Romancing  The Stone
'King Arthur' by Charles Ernest Butler, Art Renewal Center

Romancing The Stone

This October, Mark Scarbrough, author of "Bookmarked: How The Great Works of Literature F*cked Up My Life," is leading a weekly workshop on Arthurian romances at The Cornwall Library in Cornwall, Conn. We spoke ahead of his first lecture.

Alexander Wilburn: This is the latest in a series of literary seminars you've led. In George Eliot's "Middlemarch" we're talking about social reform and civic duty; when we go to Woolf's "Lighthouse" we talk about women's rights and mental health. Why take us to Camelot?
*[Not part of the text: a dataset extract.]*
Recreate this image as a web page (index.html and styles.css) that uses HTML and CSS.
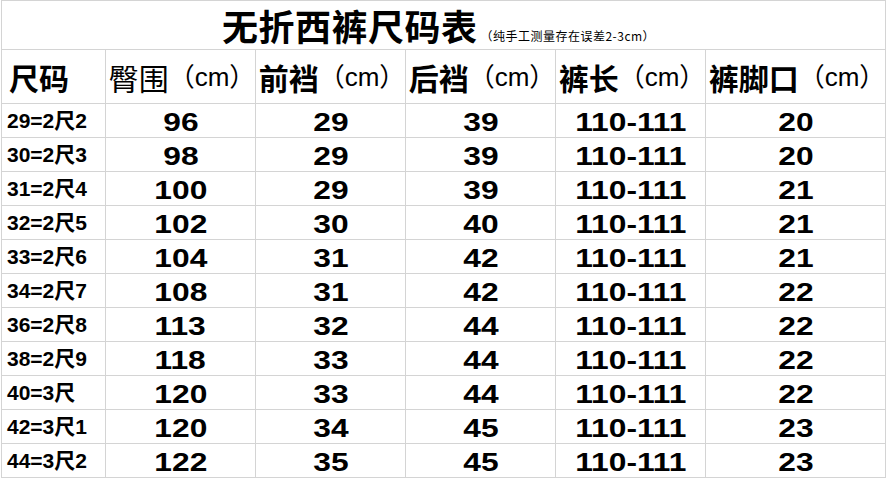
FILE: index.html
```html
<!DOCTYPE html>
<html lang="zh">
<head>
<meta charset="utf-8">
<title>无折西裤尺码表</title>
<link rel="stylesheet" href="styles.css">
</head>
<body>
<div class="sheet">
  <div class="title"><span class="title-main">无折西裤尺码表</span><span class="title-note">（纯手工测量存在误差2-3cm）</span></div>

  <div class="hd hd-first"><span class="hd-b">尺码</span></div>
  <div class="hd"><span class="hd-r">臀围</span><span class="unit">（cm）</span></div>
  <div class="hd"><span class="hd-b">前裆</span><span class="unit">（cm）</span></div>
  <div class="hd"><span class="hd-b">后裆</span><span class="unit">（cm）</span></div>
  <div class="hd"><span class="hd-b">裤长</span><span class="unit">（cm）</span></div>
  <div class="hd"><span class="hd-b">裤脚口</span><span class="unit">（cm）</span></div>

  <div class="sz">29=2尺2</div><div class="nv"><span>96</span></div><div class="nv"><span>29</span></div><div class="nv"><span>39</span></div><div class="nv"><span>110-111</span></div><div class="nv"><span>20</span></div>
  <div class="sz">30=2尺3</div><div class="nv"><span>98</span></div><div class="nv"><span>29</span></div><div class="nv"><span>39</span></div><div class="nv"><span>110-111</span></div><div class="nv"><span>20</span></div>
  <div class="sz">31=2尺4</div><div class="nv"><span>100</span></div><div class="nv"><span>29</span></div><div class="nv"><span>39</span></div><div class="nv"><span>110-111</span></div><div class="nv"><span>21</span></div>
  <div class="sz">32=2尺5</div><div class="nv"><span>102</span></div><div class="nv"><span>30</span></div><div class="nv"><span>40</span></div><div class="nv"><span>110-111</span></div><div class="nv"><span>21</span></div>
  <div class="sz">33=2尺6</div><div class="nv"><span>104</span></div><div class="nv"><span>31</span></div><div class="nv"><span>42</span></div><div class="nv"><span>110-111</span></div><div class="nv"><span>21</span></div>
  <div class="sz">34=2尺7</div><div class="nv"><span>108</span></div><div class="nv"><span>31</span></div><div class="nv"><span>42</span></div><div class="nv"><span>110-111</span></div><div class="nv"><span>22</span></div>
  <div class="sz">36=2尺8</div><div class="nv"><span>113</span></div><div class="nv"><span>32</span></div><div class="nv"><span>44</span></div><div class="nv"><span>110-111</span></div><div class="nv"><span>22</span></div>
  <div class="sz">38=2尺9</div><div class="nv"><span>118</span></div><div class="nv"><span>33</span></div><div class="nv"><span>44</span></div><div class="nv"><span>110-111</span></div><div class="nv"><span>22</span></div>
  <div class="sz">40=3尺</div><div class="nv"><span>120</span></div><div class="nv"><span>33</span></div><div class="nv"><span>44</span></div><div class="nv"><span>110-111</span></div><div class="nv"><span>22</span></div>
  <div class="sz">42=3尺1</div><div class="nv"><span>120</span></div><div class="nv"><span>34</span></div><div class="nv"><span>45</span></div><div class="nv"><span>110-111</span></div><div class="nv"><span>23</span></div>
  <div class="sz">44=3尺2</div><div class="nv"><span>122</span></div><div class="nv"><span>35</span></div><div class="nv"><span>45</span></div><div class="nv"><span>110-111</span></div><div class="nv"><span>23</span></div>
</div>
</body>
</html>
```

FILE: styles.css
```css
html, body {
  margin: 0;
  padding: 0;
  background: #ffffff;
}

body {
  font-family: "Liberation Sans", "Noto Sans CJK SC", sans-serif;
  color: #000000;
}

.sheet {
  margin-left: 1px;
  width: 885px;
  box-sizing: border-box;
  display: grid;
  grid-template-columns: 103px 149px 149px 149px 149px 179px;
  grid-template-rows: 48px 53px repeat(11, 33px);
  gap: 1px;
  padding: 1px;
  background: #d4d4d4;
}

.sheet > div {
  background: #ffffff;
  display: flex;
  align-items: center;
  overflow: visible;
  white-space: nowrap;
}

.title {
  grid-column: 1 / -1;
  justify-content: center;
  align-items: baseline !important;
  padding-top: 3px;
  padding-right: 10px;
}

.title-main {
  font-family: "Noto Sans CJK SC", sans-serif;
  font-weight: 700;
  font-size: 36px;
  line-height: 42px;
  letter-spacing: 0.5px;
}

.title-note {
  font-family: "Noto Sans CJK SC", sans-serif;
  font-size: 12px;
  line-height: 14px;
  margin-left: 3px;
  letter-spacing: 0.5px;
}

.hd {
  justify-content: center;
  line-height: 1;
  padding-left: 3px;
}

.hd-first {
  justify-content: flex-start !important;
  padding-left: 7px;
}

.hd-b {
  font-family: "Noto Sans CJK SC", sans-serif;
  font-weight: 700;
  font-size: 30px;
}

.hd-r {
  font-family: "Noto Sans CJK SC", sans-serif;
  font-weight: 400;
  font-size: 30px;
}

.unit {
  font-family: "Liberation Sans", "Noto Sans CJK SC", sans-serif;
  font-weight: 400;
  font-size: 26px;
}

.sz {
  padding-left: 5px;
  font-weight: 700;
  font-size: 21px;
  line-height: 1;
}

.nv {
  justify-content: center;
  font-weight: 700;
  font-size: 25px;
  line-height: 1;
  padding-top: 3px;
  box-sizing: border-box;
}

.nv span {
  display: inline-block;
  transform: scaleX(1.27);
  transform-origin: center;
}
```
Mark Scarbrough: I do this incredibly deep-dive podcast "Walking with Dante" and it has developed an international following. So part of it comes from my obsession with the Middle Ages. But Chrétien de Troyes's works are not the high Middle Ages, we're talking about the middle Middle Ages. He's alive right when Henry II has Becket killed. I think my interest in all of this is the giant social upheaval that Europe is going through, entering France with Eleanor of Aquitaine, whose daughter through the King of France is one of Chrétien de Troyes's patrons — so it's all very connected to the growing Holy Roman Empire, the waning Eastern European Empire, or as we say, Byzantium. I think this is an incredible period of social shift. Something like "Sir Gawain and The Green Knight" is so removed from us that it's hard to catch the tonality of it. So we're left with a fog of interpretation. It's very hard to look at something that's almost 900 years old and figure out what the author's stance is. These are works where people had no notion of time as we know it now. It's the cusp of our world but it's still not yet our world.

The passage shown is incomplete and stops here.